In second and third-tier cities in India, there is a group of women aged 36 to 50. Their mothers never had their own bank accounts, and they didn't have them a year ago either. Over the past year, they have become one of our fastest-growing user groups. Those who were once unheard are quietly reclaiming their rights to information, decision-making, and the future of their families from outdated systems, entering a faster, more efficient, and lower-cost financial world. They are asking themselves, like I did 12 years ago, "What is money?" This question is more important than any grand narrative.

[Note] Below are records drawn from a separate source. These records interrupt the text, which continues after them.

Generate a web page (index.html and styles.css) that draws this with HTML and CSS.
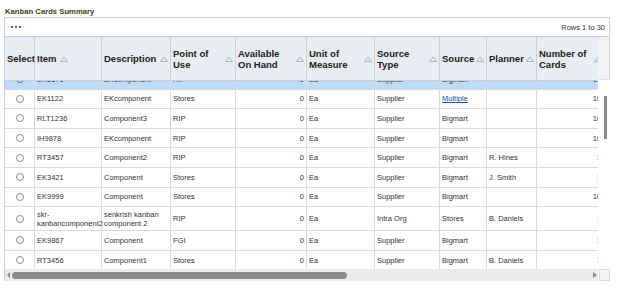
FILE: index.html
```html
<!DOCTYPE html>
<html lang="en">
<head>
    <meta charset="UTF-8">
    <title>Kanban Cards Summary</title>
    <link rel="stylesheet" href="styles.css">
</head>
<body>

<div class="panel">
    <div class="panel-title">Kanban Cards Summary</div>

    <div class="grid">
        <div class="toolbar">
            <span class="dots"><i></i><i></i><i></i></span>
            <span class="rows-info">Rows 1 to 30</span>
        </div>

        <div class="head-wrap">
            <div class="head-clip">
                <div class="head-row">
                    <div class="hcell">Select</div>
                    <div class="hcell hcell-tight"><span>Item</span><svg class="sort" width="8" height="6" viewBox="0 0 8 6"><path d="M0.5 5.5 L4 1 L7.5 5.5 Z"/></svg></div>
                    <div class="hcell"><span>Description</span><svg class="sort" width="8" height="6" viewBox="0 0 8 6"><path d="M0.5 5.5 L4 1 L7.5 5.5 Z"/></svg></div>
                    <div class="hcell"><span>Point of Use</span><svg class="sort" width="8" height="6" viewBox="0 0 8 6"><path d="M0.5 5.5 L4 1 L7.5 5.5 Z"/></svg></div>
                    <div class="hcell"><span>Available On Hand</span><svg class="sort" width="8" height="6" viewBox="0 0 8 6"><path d="M0.5 5.5 L4 1 L7.5 5.5 Z"/></svg></div>
                    <div class="hcell"><span>Unit of Measure</span><svg class="sort" width="8" height="6" viewBox="0 0 8 6"><path d="M0.5 5.5 L4 1 L7.5 5.5 Z"/></svg></div>
                    <div class="hcell"><span>Source Type</span><svg class="sort" width="8" height="6" viewBox="0 0 8 6"><path d="M0.5 5.5 L4 1 L7.5 5.5 Z"/></svg></div>
                    <div class="hcell"><span>Source</span><svg class="sort" width="8" height="6" viewBox="0 0 8 6"><path d="M0.5 5.5 L4 1 L7.5 5.5 Z"/></svg></div>
                    <div class="hcell"><span>Planner</span><svg class="sort" width="8" height="6" viewBox="0 0 8 6"><path d="M0.5 5.5 L4 1 L7.5 5.5 Z"/></svg></div>
                    <div class="hcell"><span>Number of Cards</span><svg class="sort" width="8" height="6" viewBox="0 0 8 6"><path d="M0.5 5.5 L4 1 L7.5 5.5 Z"/></svg></div>
                </div>
            </div>
            <div class="head-gutter"></div>
        </div>

        <div class="body-wrap">
            <div class="body-clip">
                <div class="rows">
                    <div class="row row-selected">
                        <div class="cell cell-select"><span class="radio radio-on"></span></div>
                        <div class="cell">EK5671</div>
                        <div class="cell">EKcomponent</div>
                        <div class="cell">RIP</div>
                        <div class="cell cell-num">0</div>
                        <div class="cell">Ea</div>
                        <div class="cell">Supplier</div>
                        <div class="cell">Bigmart</div>
                        <div class="cell"></div>
                        <div class="cell cell-num cell-last">10</div>
                    </div>
                    <div class="row">
                        <div class="cell cell-select"><span class="radio"></span></div>
                        <div class="cell">EK1122</div>
                        <div class="cell">EKcomponent</div>
                        <div class="cell">Stores</div>
                        <div class="cell cell-num">0</div>
                        <div class="cell">Ea</div>
                        <div class="cell">Supplier</div>
                        <div class="cell"><a class="link" href="#">Multiple</a></div>
                        <div class="cell"></div>
                        <div class="cell cell-num cell-last">10</div>
                    </div>
                    <div class="row">
                        <div class="cell cell-select"><span class="radio"></span></div>
                        <div class="cell">RLT1236</div>
                        <div class="cell">Component3</div>
                        <div class="cell">RIP</div>
                        <div class="cell cell-num">0</div>
                        <div class="cell">Ea</div>
                        <div class="cell">Supplier</div>
                        <div class="cell">Bigmart</div>
                        <div class="cell"></div>
                        <div class="cell cell-num cell-last">10</div>
                    </div>
                    <div class="row">
                        <div class="cell cell-select"><span class="radio"></span></div>
                        <div class="cell">IH9878</div>
                        <div class="cell">EKcomponent</div>
                        <div class="cell">RIP</div>
                        <div class="cell cell-num">0</div>
                        <div class="cell">Ea</div>
                        <div class="cell">Supplier</div>
                        <div class="cell">Bigmart</div>
                        <div class="cell"></div>
                        <div class="cell cell-num cell-last">10</div>
                    </div>
                    <div class="row">
                        <div class="cell cell-select"><span class="radio"></span></div>
                        <div class="cell">RT3457</div>
                        <div class="cell">Component2</div>
                        <div class="cell">RIP</div>
                        <div class="cell cell-num">0</div>
                        <div class="cell">Ea</div>
                        <div class="cell">Supplier</div>
                        <div class="cell">Bigmart</div>
                        <div class="cell">R. Hines</div>
                        <div class="cell cell-num cell-last cell-warn">3</div>
                    </div>
                    <div class="row">
                        <div class="cell cell-select"><span class="radio"></span></div>
                        <div class="cell">EK3421</div>
                        <div class="cell">Component</div>
                        <div class="cell">Stores</div>
                        <div class="cell cell-num">0</div>
                        <div class="cell">Ea</div>
                        <div class="cell">Supplier</div>
                        <div class="cell">Bigmart</div>
                        <div class="cell">J. Smith</div>
                        <div class="cell cell-num cell-last cell-warn">3</div>
                    </div>
                    <div class="row">
                        <div class="cell cell-select"><span class="radio"></span></div>
                        <div class="cell">EK9999</div>
                        <div class="cell">Component</div>
                        <div class="cell">Stores</div>
                        <div class="cell cell-num">0</div>
                        <div class="cell">Ea</div>
                        <div class="cell">Supplier</div>
                        <div class="cell">Bigmart</div>
                        <div class="cell"></div>
                        <div class="cell cell-num cell-last">10</div>
                    </div>
                    <div class="row row-tall">
                        <div class="cell cell-select"><span class="radio"></span></div>
                        <div class="cell">skr-kanbancomponent2</div>
                        <div class="cell">senkrish kanban component 2</div>
                        <div class="cell">RIP</div>
                        <div class="cell cell-num">0</div>
                        <div class="cell">Ea</div>
                        <div class="cell">Intra Org</div>
                        <div class="cell">Stores</div>
                        <div class="cell">B. Daniels</div>
                        <div class="cell cell-num cell-last cell-warn">1</div>
                    </div>
                    <div class="row">
                        <div class="cell cell-select"><span class="radio"></span></div>
                        <div class="cell">EK9867</div>
                        <div class="cell">Component</div>
                        <div class="cell">FGI</div>
                        <div class="cell cell-num">0</div>
                        <div class="cell">Ea</div>
                        <div class="cell">Supplier</div>
                        <div class="cell">Bigmart</div>
                        <div class="cell"></div>
                        <div class="cell cell-num cell-last cell-warn">3</div>
                    </div>
                    <div class="row">
                        <div class="cell cell-select"><span class="radio"></span></div>
                        <div class="cell">RT3456</div>
                        <div class="cell">Component1</div>
                        <div class="cell">Stores</div>
                        <div class="cell cell-num">0</div>
                        <div class="cell">Ea</div>
                        <div class="cell">Supplier</div>
                        <div class="cell">Bigmart</div>
                        <div class="cell">B. Daniels</div>
                        <div class="cell cell-num cell-last cell-warn">3</div>
                    </div>
                </div>
            </div>
            <div class="vscroll"><div class="vthumb"></div></div>
        </div>

        <div class="hscroll-wrap">
            <div class="hscroll">
                <span class="arrow arrow-left"></span>
                <div class="htrack"><div class="hthumb"></div></div>
                <span class="arrow arrow-right"></span>
            </div>
            <div class="corner"></div>
        </div>
    </div>
</div>

</body>
</html>
```

FILE: styles.css
```css
body {
    margin: 0;
    padding: 0;
    background: #fff;
    color: #333;
    font-family: "Liberation Sans", Arial, sans-serif;
}
.panel {
    padding: 7px 0 0 4px;
}
.panel-title {
    font-size: 7.7px;
    font-weight: bold;
    line-height: 10px;
    color: #4a3c16;
    padding-left: 1px;
}
.grid {
    width: 605px;
    border-left: 1px solid #c8d0d9;
}
.toolbar {
    height: 18px;
    display: flex;
    align-items: center;
    justify-content: space-between;
    padding: 0 4px 0 6px;
    border: 1px solid #c8d0d9;
    border-left: none;
}
.dots {
    display: flex;
    gap: 2px;
}
.dots i {
    width: 2px;
    height: 2px;
    background: #3d6db5;
}
.rows-info {
    font-size: 7.5px;
    color: #333;
}

/* header */
.head-wrap {
    display: flex;
}
.head-clip {
    width: 593px;
    overflow: hidden;
}
.head-row {
    width: 600px;
    height: 43px;
    display: grid;
    grid-template-columns: 30px 67px 69px 65px 71px 68px 65px 47px 50px 68px;
    background: #e9ecf0;
    border-bottom: 1px solid #c8d0d9;
}
.head-gutter {
    width: 12px;
    height: 43px;
    box-sizing: border-box;
    background: #f0f2f4;
    border-right: 1px solid #c8d0d9;
    border-bottom: 1px solid #dde2e8;
}
.hcell {
    display: flex;
    align-items: center;
    justify-content: space-between;
    gap: 2px;
    padding: 0 2px;
    border-right: 1px solid #c8d0d9;
    font-size: 9.5px;
    font-weight: bold;
    line-height: 11px;
    color: #222;
    min-width: 0;
}
.hcell-tight {
    justify-content: flex-start;
    gap: 3px;
}
.sort {
    flex: none;
}
.sort path {
    fill: none;
    stroke: #b3b3b3;
    stroke-width: 1;
}

/* body */
.body-wrap {
    display: flex;
}
.body-clip {
    width: 593px;
    height: 188px;
    overflow: hidden;
}
.rows {
    width: 600px;
    margin-top: -11px;
}
.row {
    display: grid;
    grid-template-columns: 30px 67px 69px 65px 71px 68px 65px 47px 50px 68px;
    height: 19.6px;
    border-bottom: 1px solid #d5dce4;
    box-sizing: border-box;
}
.row-tall {
    height: 24px;
}
.row-selected {
    background: #bedcfa;
}
.cell {
    display: flex;
    align-items: center;
    padding: 0 2px;
    border-right: 1px solid #d5dce4;
    font-size: 7.5px;
    line-height: 9px;
    color: #333;
    min-width: 0;
}
.cell-select {
    justify-content: center;
}
.cell-num {
    justify-content: flex-end;
}
.cell-last {
    padding-right: 3px;
}
.cell-warn {
    color: #e38b2a;
}
.link {
    color: #23509e;
    text-decoration: underline;
}
.radio {
    width: 8px;
    height: 8px;
    box-sizing: border-box;
    border: 1px solid #8c8c8c;
    border-radius: 50%;
    background: #fff;
}
.radio-on {
    border-color: #2f6cc0;
    box-shadow: inset 0 0 0 2px #fff, inset 0 0 0 4px #2f6cc0;
}
.vscroll {
    width: 12px;
    height: 188px;
}
.vthumb {
    width: 3px;
    height: 43px;
    margin: 15px 0 0 6px;
    background: #8a8a8a;
}

/* horizontal scrollbar */
.hscroll-wrap {
    display: flex;
    align-items: stretch;
}
.hscroll {
    width: 593px;
    height: 12px;
    display: flex;
    align-items: center;
    background: #ececec;
}
.arrow {
    width: 0;
    height: 0;
    border-top: 3px solid transparent;
    border-bottom: 3px solid transparent;
}
.arrow-left {
    border-right: 3px solid #8a8a8a;
    margin: 0 2px 0 2px;
}
.arrow-right {
    border-left: 4px solid #8a8a8a;
    margin: 0 1px 0 2px;
}
.htrack {
    flex: 1;
}
.hthumb {
    width: 335px;
    height: 7px;
    border-radius: 3.5px;
    background: #8d8d8d;
}
.corner {
    width: 11px;
    height: 12px;
    margin-left: 1px;
    box-sizing: border-box;
    border: 1px solid #dadada;
    background: #f3f3f3;
}
```
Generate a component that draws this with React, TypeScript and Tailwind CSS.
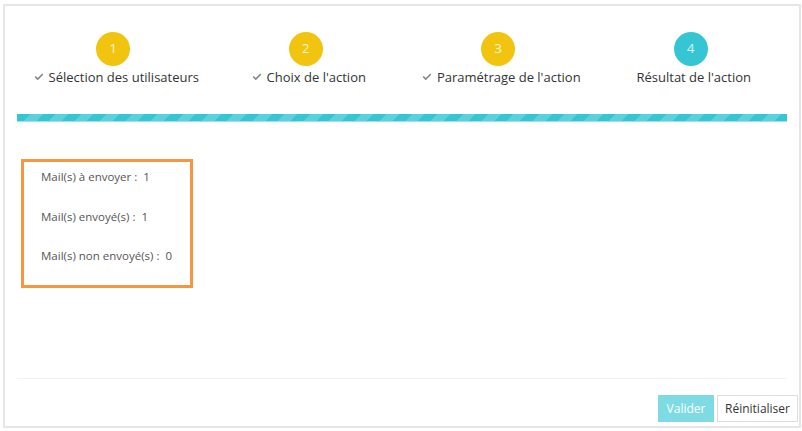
import { Check } from 'lucide-react';

const steps = [
  { n: 1, label: 'Sélection des utilisateurs', done: true },
  { n: 2, label: "Choix de l'action", done: true },
  { n: 3, label: "Paramétrage de l'action", done: true },
  { n: 4, label: "Résultat de l'action", done: false },
];

const results = [
  { label: 'Mail(s) à envoyer :', value: '1' },
  { label: 'Mail(s) envoyé(s) :', value: '1' },
  { label: 'Mail(s) non envoyé(s) :', value: '0' },
];

function App() {
  return (
    <div className="bg-white w-[802px] h-[431px] pt-[4px] pl-[3px] font-['Open_Sans',sans-serif]">
      <div className="w-[798px] h-[424px] border-2 border-[#e6e6e6] flex flex-col">
        {/* wizard steps */}
        <div className="px-[12px] pt-[26px]">
          <div className="grid grid-cols-4">
            {steps.map((s) => (
              <div key={s.n} className="flex flex-col items-center">
                <div
                  className={
                    'w-[34px] h-[34px] rounded-full flex items-center justify-center text-[13px] text-white/80 ' +
                    (s.done ? 'bg-[#f1c40f]' : 'bg-[#36c6d3]')
                  }
                >
                  {s.n}
                </div>
                <div className="mt-[2px] ml-[6px] flex items-center text-[13px] leading-[18px] text-[#333]">
                  {s.done && <Check className="w-[10px] h-[10px] mr-[5px] text-[#888]" strokeWidth={4} />}
                  <span>{s.label}</span>
                </div>
              </div>
            ))}
          </div>
          <div className="mt-[28px] h-[8px] bg-[repeating-linear-gradient(-45deg,#36c6d3_0px,#36c6d3_9px,#5ad2de_9px,#5ad2de_18px)] border-b border-[#9fe2ea]" />
        </div>

        {/* results */}
        <div className="px-[12px]">
          <div className="ml-[4px] mt-[37px] w-[172px] border-[3px] border-[#f7963e] pl-[17px] pt-[6px] pb-[20px] text-[11.5px] leading-[18px] text-[#555] flex flex-col gap-[21.5px]">
            {results.map((r) => (
              <div key={r.label} className="flex items-center">
                <span>{r.label}</span>
                <span className="ml-[6px]">{r.value}</span>
              </div>
            ))}
          </div>
        </div>

        <div className="flex-1" />

        <div className="mx-[12px] border-t border-[#f1f1f1]" />

        <div className="flex justify-end gap-[3px] pr-[1px] pt-[16px] pb-[4px] text-[12px]">
          <button className="h-[27px] w-[56px] bg-[#7edbe4] text-white">Valider</button>
          <button className="h-[27px] w-[81px] bg-white border border-[#dedede] text-[#333]">
            Réinitialiser
          </button>
        </div>
      </div>
    </div>
  );
}

export default App;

Over the years, Binance has done thousands of small things in rural areas of South Africa, Brazil, and India: scholarships, training, and basic financial literacy courses. They may be small, but they are happening one by one. I don't like the term "empowering women." It sounds like someone is holding the key and deciding whether to open the door for you. What I prefer to do is to tear down that door and let more people come in. They should decide for themselves what kind of person to be and what kind of life to live.
3. From 300 Million to 3 Billion
When we said that Binance aimed to serve 1 billion users, people outside thought we were dreaming. Today, we have over 300 million users, and 1 billion is no longer a distant dream. So this year, we have set our target to 3 billion.
To be honest, before I said this, I also wondered: Is this number right? Do we deserve it? But one thing I am certain of is that if we don't set this goal, no one will set it for those 3 billion people.
3 billion is roughly the number of adults worldwide who have not yet entered the formal financial system. This means that what we need to do is no longer just a cryptocurrency exchange, but a financial infrastructure that can support the daily lives of 3 billion people.
AI is reshaping productivity. But if productivity only belongs to a few companies, that is not a revolution; it is a new monopoly. Over the past year, we have gradually put many tools that were previously only affordable for professional institutions into the hands of ordinary users: enabling someone who doesn't understand code to use AI to optimize decisions; allowing someone who is encountering crypto for the first time to ask their questions in natural language. Finance should not just be the language of a few.
What blockchain needs to solve is another issue: ensuring that everyone using AI can share in the value created by AI. Only by combining these two things can we hope to support the journey from 300 million to 3 billion.
Someone once said something very simple: If you don't like this world, go change it. I have walked step by step from that small village in Sichuan to the county town, to the provincial capital, and to the world. I know better than anyone that the world you want is like Rome; it won't be built in a day.
So, let's get back to work.
Steady progress, and no effort is wasted.